▶ Material provided:

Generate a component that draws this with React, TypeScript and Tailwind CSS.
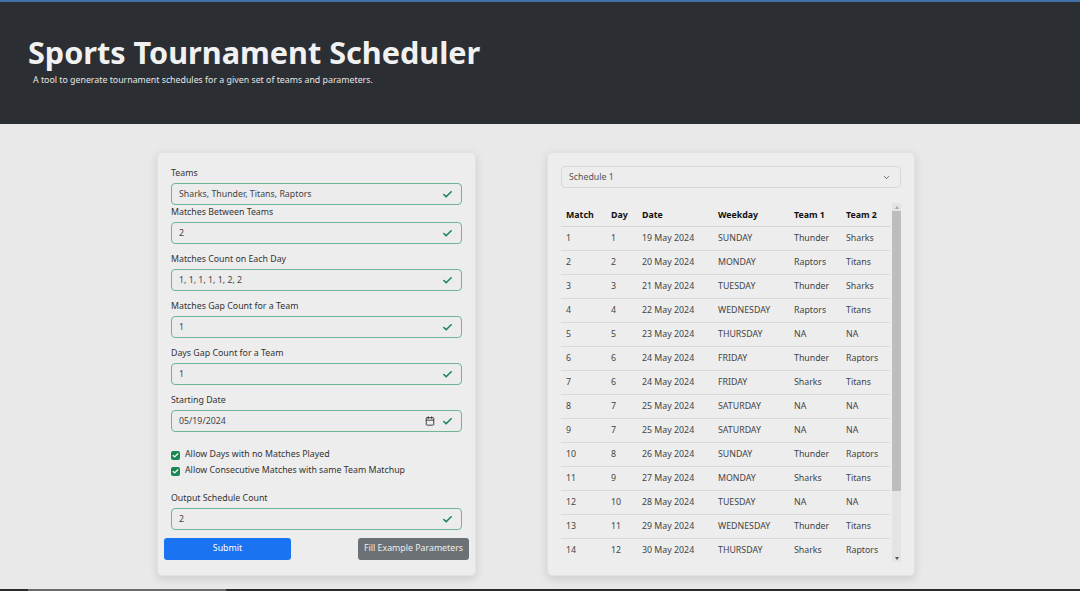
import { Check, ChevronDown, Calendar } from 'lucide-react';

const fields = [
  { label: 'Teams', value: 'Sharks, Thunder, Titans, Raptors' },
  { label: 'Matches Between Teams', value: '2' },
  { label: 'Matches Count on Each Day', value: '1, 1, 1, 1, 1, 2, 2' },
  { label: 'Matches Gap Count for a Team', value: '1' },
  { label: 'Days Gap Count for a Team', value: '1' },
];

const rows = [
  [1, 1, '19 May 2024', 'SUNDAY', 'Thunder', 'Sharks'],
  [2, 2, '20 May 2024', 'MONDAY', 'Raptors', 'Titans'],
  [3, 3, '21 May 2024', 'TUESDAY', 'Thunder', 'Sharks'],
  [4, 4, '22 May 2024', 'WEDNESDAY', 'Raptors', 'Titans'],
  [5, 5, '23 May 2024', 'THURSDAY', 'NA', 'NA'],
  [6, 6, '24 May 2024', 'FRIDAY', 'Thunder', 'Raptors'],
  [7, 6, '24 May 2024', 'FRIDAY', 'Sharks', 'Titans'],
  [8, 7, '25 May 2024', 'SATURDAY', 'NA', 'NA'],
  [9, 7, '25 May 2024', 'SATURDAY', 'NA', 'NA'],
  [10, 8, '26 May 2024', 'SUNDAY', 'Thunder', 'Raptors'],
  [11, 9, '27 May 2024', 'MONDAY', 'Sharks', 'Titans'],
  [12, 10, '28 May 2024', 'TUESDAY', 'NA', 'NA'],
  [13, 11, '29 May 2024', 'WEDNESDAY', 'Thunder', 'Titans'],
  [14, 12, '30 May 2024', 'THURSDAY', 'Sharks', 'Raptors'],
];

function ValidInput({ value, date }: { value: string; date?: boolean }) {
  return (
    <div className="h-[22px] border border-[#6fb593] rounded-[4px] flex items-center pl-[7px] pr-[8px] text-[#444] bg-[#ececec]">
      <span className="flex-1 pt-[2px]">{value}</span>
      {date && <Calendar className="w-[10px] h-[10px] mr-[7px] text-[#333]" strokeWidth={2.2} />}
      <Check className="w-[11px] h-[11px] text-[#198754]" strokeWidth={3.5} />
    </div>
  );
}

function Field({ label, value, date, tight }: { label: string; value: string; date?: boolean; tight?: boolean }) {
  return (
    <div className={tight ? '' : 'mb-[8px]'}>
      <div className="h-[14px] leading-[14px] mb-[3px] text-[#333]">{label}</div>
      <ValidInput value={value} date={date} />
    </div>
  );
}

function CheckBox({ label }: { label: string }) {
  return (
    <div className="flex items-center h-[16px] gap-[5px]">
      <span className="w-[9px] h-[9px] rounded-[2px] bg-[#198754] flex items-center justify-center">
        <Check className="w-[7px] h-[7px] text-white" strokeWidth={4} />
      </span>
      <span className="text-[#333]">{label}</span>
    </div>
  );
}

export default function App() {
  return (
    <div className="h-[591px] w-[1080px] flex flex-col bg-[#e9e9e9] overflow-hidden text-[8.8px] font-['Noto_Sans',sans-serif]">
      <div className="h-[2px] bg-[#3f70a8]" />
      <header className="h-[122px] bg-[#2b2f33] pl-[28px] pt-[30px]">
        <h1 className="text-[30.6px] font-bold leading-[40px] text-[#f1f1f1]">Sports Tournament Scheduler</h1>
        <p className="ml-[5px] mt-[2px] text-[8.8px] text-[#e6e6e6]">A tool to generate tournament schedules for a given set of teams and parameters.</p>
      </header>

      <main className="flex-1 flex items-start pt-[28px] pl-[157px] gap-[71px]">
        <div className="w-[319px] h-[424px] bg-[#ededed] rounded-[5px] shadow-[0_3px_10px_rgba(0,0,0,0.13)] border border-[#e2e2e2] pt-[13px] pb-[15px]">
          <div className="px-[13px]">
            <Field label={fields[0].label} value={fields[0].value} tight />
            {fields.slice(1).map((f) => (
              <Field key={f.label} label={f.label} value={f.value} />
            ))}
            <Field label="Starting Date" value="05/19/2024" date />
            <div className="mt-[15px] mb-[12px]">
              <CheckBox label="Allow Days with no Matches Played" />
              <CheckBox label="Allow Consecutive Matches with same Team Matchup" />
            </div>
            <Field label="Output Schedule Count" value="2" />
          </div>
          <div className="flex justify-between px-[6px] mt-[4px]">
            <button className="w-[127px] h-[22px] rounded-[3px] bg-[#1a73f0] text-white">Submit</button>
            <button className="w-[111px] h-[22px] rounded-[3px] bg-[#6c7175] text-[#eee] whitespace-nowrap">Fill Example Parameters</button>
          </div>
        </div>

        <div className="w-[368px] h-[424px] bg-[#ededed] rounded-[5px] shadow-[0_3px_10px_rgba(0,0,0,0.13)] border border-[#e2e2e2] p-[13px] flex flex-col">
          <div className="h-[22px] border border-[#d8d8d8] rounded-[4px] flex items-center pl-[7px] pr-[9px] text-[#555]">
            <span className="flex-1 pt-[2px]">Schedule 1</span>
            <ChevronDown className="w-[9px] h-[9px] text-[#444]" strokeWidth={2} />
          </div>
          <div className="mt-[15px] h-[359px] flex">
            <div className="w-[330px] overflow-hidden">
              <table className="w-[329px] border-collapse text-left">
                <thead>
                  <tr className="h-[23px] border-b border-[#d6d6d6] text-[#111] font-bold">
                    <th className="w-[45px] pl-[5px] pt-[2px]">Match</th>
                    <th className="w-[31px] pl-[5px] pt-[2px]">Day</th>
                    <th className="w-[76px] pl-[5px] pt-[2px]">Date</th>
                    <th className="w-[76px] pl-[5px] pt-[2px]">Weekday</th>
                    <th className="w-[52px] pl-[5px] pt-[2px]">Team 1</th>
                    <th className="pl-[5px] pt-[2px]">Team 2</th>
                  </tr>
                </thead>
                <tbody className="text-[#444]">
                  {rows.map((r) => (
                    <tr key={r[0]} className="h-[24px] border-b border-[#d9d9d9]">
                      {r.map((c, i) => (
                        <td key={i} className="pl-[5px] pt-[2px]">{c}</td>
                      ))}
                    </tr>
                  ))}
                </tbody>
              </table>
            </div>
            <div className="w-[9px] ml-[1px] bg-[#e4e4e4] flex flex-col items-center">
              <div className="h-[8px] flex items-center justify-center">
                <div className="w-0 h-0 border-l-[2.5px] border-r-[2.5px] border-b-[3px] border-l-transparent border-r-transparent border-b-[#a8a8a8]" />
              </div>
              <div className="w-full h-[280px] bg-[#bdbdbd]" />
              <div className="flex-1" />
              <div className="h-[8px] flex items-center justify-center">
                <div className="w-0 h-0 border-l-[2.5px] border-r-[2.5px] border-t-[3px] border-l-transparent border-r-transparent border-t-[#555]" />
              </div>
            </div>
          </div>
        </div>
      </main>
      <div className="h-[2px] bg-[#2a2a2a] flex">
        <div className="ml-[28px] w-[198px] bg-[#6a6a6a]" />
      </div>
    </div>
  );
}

▶ Problem description: Transcribe the whole listing exactly. Pictures stay out of your copy.

▶ Answer:
Generate a component that draws this with React, TypeScript and Tailwind CSS.
import { Check, ChevronDown, Calendar } from 'lucide-react';

const fields = [
  { label: 'Teams', value: 'Sharks, Thunder, Titans, Raptors' },
  { label: 'Matches Between Teams', value: '2' },
  { label: 'Matches Count on Each Day', value: '1, 1, 1, 1, 1, 2, 2' },
  { label: 'Matches Gap Count for a Team', value: '1' },
  { label: 'Days Gap Count for a Team', value: '1' },
];

const rows = [
  [1, 1, '19 May 2024', 'SUNDAY', 'Thunder', 'Sharks'],
  [2, 2, '20 May 2024', 'MONDAY', 'Raptors', 'Titans'],
  [3, 3, '21 May 2024', 'TUESDAY', 'Thunder', 'Sharks'],
  [4, 4, '22 May 2024', 'WEDNESDAY', 'Raptors', 'Titans'],
  [5, 5, '23 May 2024', 'THURSDAY', 'NA', 'NA'],
  [6, 6, '24 May 2024', 'FRIDAY', 'Thunder', 'Raptors'],
  [7, 6, '24 May 2024', 'FRIDAY', 'Sharks', 'Titans'],
  [8, 7, '25 May 2024', 'SATURDAY', 'NA', 'NA'],
  [9, 7, '25 May 2024', 'SATURDAY', 'NA', 'NA'],
  [10, 8, '26 May 2024', 'SUNDAY', 'Thunder', 'Raptors'],
  [11, 9, '27 May 2024', 'MONDAY', 'Sharks', 'Titans'],
  [12, 10, '28 May 2024', 'TUESDAY', 'NA', 'NA'],
  [13, 11, '29 May 2024', 'WEDNESDAY', 'Thunder', 'Titans'],
  [14, 12, '30 May 2024', 'THURSDAY', 'Sharks', 'Raptors'],
];

function ValidInput({ value, date }: { value: string; date?: boolean }) {
  return (
    <div className="h-[22px] border border-[#6fb593] rounded-[4px] flex items-center pl-[7px] pr-[8px] text-[#444] bg-[#ececec]">
      <span className="flex-1 pt-[2px]">{value}</span>
      {date && <Calendar className="w-[10px] h-[10px] mr-[7px] text-[#333]" strokeWidth={2.2} />}
      <Check className="w-[11px] h-[11px] text-[#198754]" strokeWidth={3.5} />
    </div>
  );
}

function Field({ label, value, date, tight }: { label: string; value: string; date?: boolean; tight?: boolean }) {
  return (
    <div className={tight ? '' : 'mb-[8px]'}>
      <div className="h-[14px] leading-[14px] mb-[3px] text-[#333]">{label}</div>
      <ValidInput value={value} date={date} />
    </div>
  );
}

function CheckBox({ label }: { label: string }) {
  return (
    <div className="flex items-center h-[16px] gap-[5px]">
      <span className="w-[9px] h-[9px] rounded-[2px] bg-[#198754] flex items-center justify-center">
        <Check className="w-[7px] h-[7px] text-white" strokeWidth={4} />
      </span>
      <span className="text-[#333]">{label}</span>
    </div>
  );
}

export default function App() {
  return (
    <div className="h-[591px] w-[1080px] flex flex-col bg-[#e9e9e9] overflow-hidden text-[8.8px] font-['Noto_Sans',sans-serif]">
      <div className="h-[2px] bg-[#3f70a8]" />
      <header className="h-[122px] bg-[#2b2f33] pl-[28px] pt-[30px]">
        <h1 className="text-[30.6px] font-bold leading-[40px] text-[#f1f1f1]">Sports Tournament Scheduler</h1>
        <p className="ml-[5px] mt-[2px] text-[8.8px] text-[#e6e6e6]">A tool to generate tournament schedules for a given set of teams and parameters.</p>
      </header>

      <main className="flex-1 flex items-start pt-[28px] pl-[157px] gap-[71px]">
        <div className="w-[319px] h-[424px] bg-[#ededed] rounded-[5px] shadow-[0_3px_10px_rgba(0,0,0,0.13)] border border-[#e2e2e2] pt-[13px] pb-[15px]">
          <div className="px-[13px]">
            <Field label={fields[0].label} value={fields[0].value} tight />
            {fields.slice(1).map((f) => (
              <Field key={f.label} label={f.label} value={f.value} />
            ))}
            <Field label="Starting Date" value="05/19/2024" date />
            <div className="mt-[15px] mb-[12px]">
              <CheckBox label="Allow Days with no Matches Played" />
              <CheckBox label="Allow Consecutive Matches with same Team Matchup" />
            </div>
            <Field label="Output Schedule Count" value="2" />
          </div>
          <div className="flex justify-between px-[6px] mt-[4px]">
            <button className="w-[127px] h-[22px] rounded-[3px] bg-[#1a73f0] text-white">Submit</button>
            <button className="w-[111px] h-[22px] rounded-[3px] bg-[#6c7175] text-[#eee] whitespace-nowrap">Fill Example Parameters</button>
          </div>
        </div>

        <div className="w-[368px] h-[424px] bg-[#ededed] rounded-[5px] shadow-[0_3px_10px_rgba(0,0,0,0.13)] border border-[#e2e2e2] p-[13px] flex flex-col">
          <div className="h-[22px] border border-[#d8d8d8] rounded-[4px] flex items-center pl-[7px] pr-[9px] text-[#555]">
            <span className="flex-1 pt-[2px]">Schedule 1</span>
            <ChevronDown className="w-[9px] h-[9px] text-[#444]" strokeWidth={2} />
          </div>
          <div className="mt-[15px] h-[359px] flex">
            <div className="w-[330px] overflow-hidden">
              <table className="w-[329px] border-collapse text-left">
                <thead>
                  <tr className="h-[23px] border-b border-[#d6d6d6] text-[#111] font-bold">
                    <th className="w-[45px] pl-[5px] pt-[2px]">Match</th>
                    <th className="w-[31px] pl-[5px] pt-[2px]">Day</th>
                    <th className="w-[76px] pl-[5px] pt-[2px]">Date</th>
                    <th className="w-[76px] pl-[5px] pt-[2px]">Weekday</th>
                    <th className="w-[52px] pl-[5px] pt-[2px]">Team 1</th>
                    <th className="pl-[5px] pt-[2px]">Team 2</th>
                  </tr>
                </thead>
                <tbody className="text-[#444]">
                  {rows.map((r) => (
                    <tr key={r[0]} className="h-[24px] border-b border-[#d9d9d9]">
                      {r.map((c, i) => (
                        <td key={i} className="pl-[5px] pt-[2px]">{c}</td>
                      ))}
                    </tr>
                  ))}
                </tbody>
              </table>
            </div>
            <div className="w-[9px] ml-[1px] bg-[#e4e4e4] flex flex-col items-center">
              <div className="h-[8px] flex items-center justify-center">
                <div className="w-0 h-0 border-l-[2.5px] border-r-[2.5px] border-b-[3px] border-l-transparent border-r-transparent border-b-[#a8a8a8]" />
              </div>
              <div className="w-full h-[280px] bg-[#bdbdbd]" />
              <div className="flex-1" />
              <div className="h-[8px] flex items-center justify-center">
                <div className="w-0 h-0 border-l-[2.5px] border-r-[2.5px] border-t-[3px] border-l-transparent border-r-transparent border-t-[#555]" />
              </div>
            </div>
          </div>
        </div>
      </main>
      <div className="h-[2px] bg-[#2a2a2a] flex">
        <div className="ml-[28px] w-[198px] bg-[#6a6a6a]" />
      </div>
    </div>
  );
}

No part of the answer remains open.